The figure marked a significant rise in debt levels from the first quarter of this year, when eurozone debt amounted to 92.3 percent of GDP. Compared with the 2012 annual total, eurozone countries owed creditors almost 4 percent more, Eurostat data showed.

Countries most affected by the eurozone debt crisis remained Greece with the highest debt-to-GDP ration of 169.1 percent, up by 7.6 percent, followed by Italy - where arrears amounted to 130 percent of the country's economic output in the second quarter. Portugal and Ireland, which have both been rescued with massive bailout programs, came next with national debt reaching 127 and 125 percent respectively.

Germany was able to reduce its debt slightly from 81.9 percent to 81.2 percent quarter-on-quarter - an achievement which only Estonia managed to emulate in the eurozone, as it drove down its debt from 10.1 percent to 10 percent of GDP.
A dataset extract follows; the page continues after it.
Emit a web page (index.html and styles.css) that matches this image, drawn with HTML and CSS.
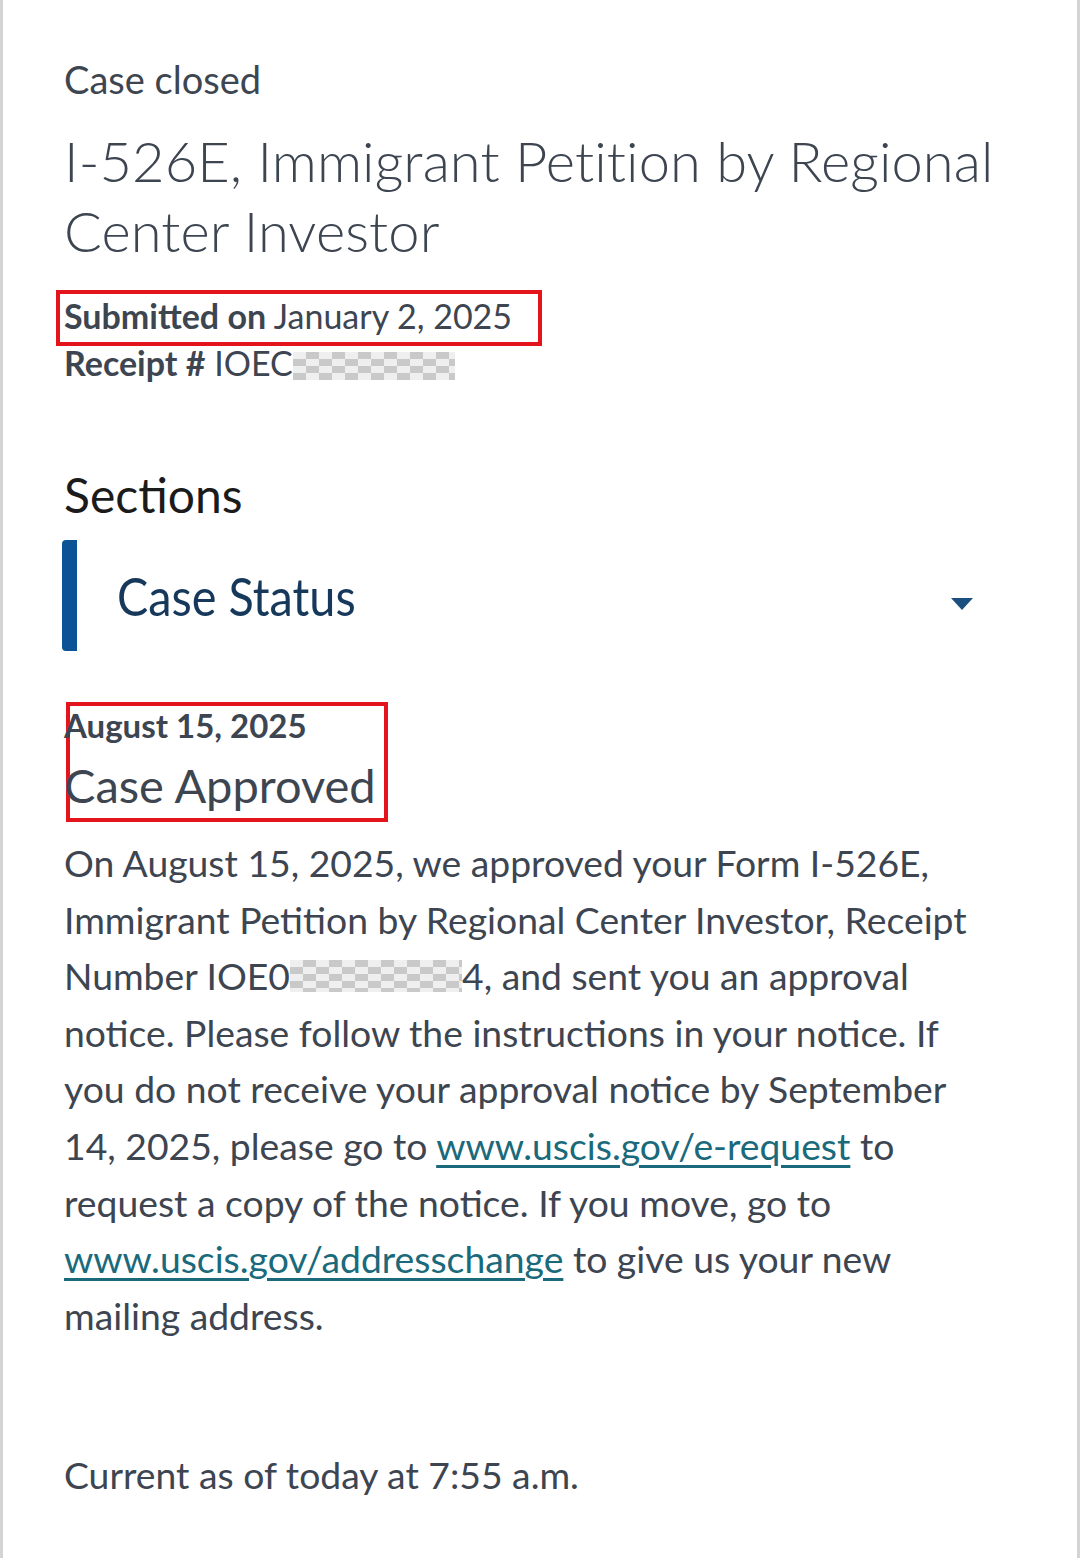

The eurozone's second-quarter debt figure is the highest for a three-months period ever recorded, and came despite massive government cutbacks, especially in the bloc's heavily indebted southern periphery.

It also shows that a reduction in 2012 eurozone budget deficits to 3.7 percent, hailed this week as a big success by EU leaders, was insufficient to end the euro area's debt crisis.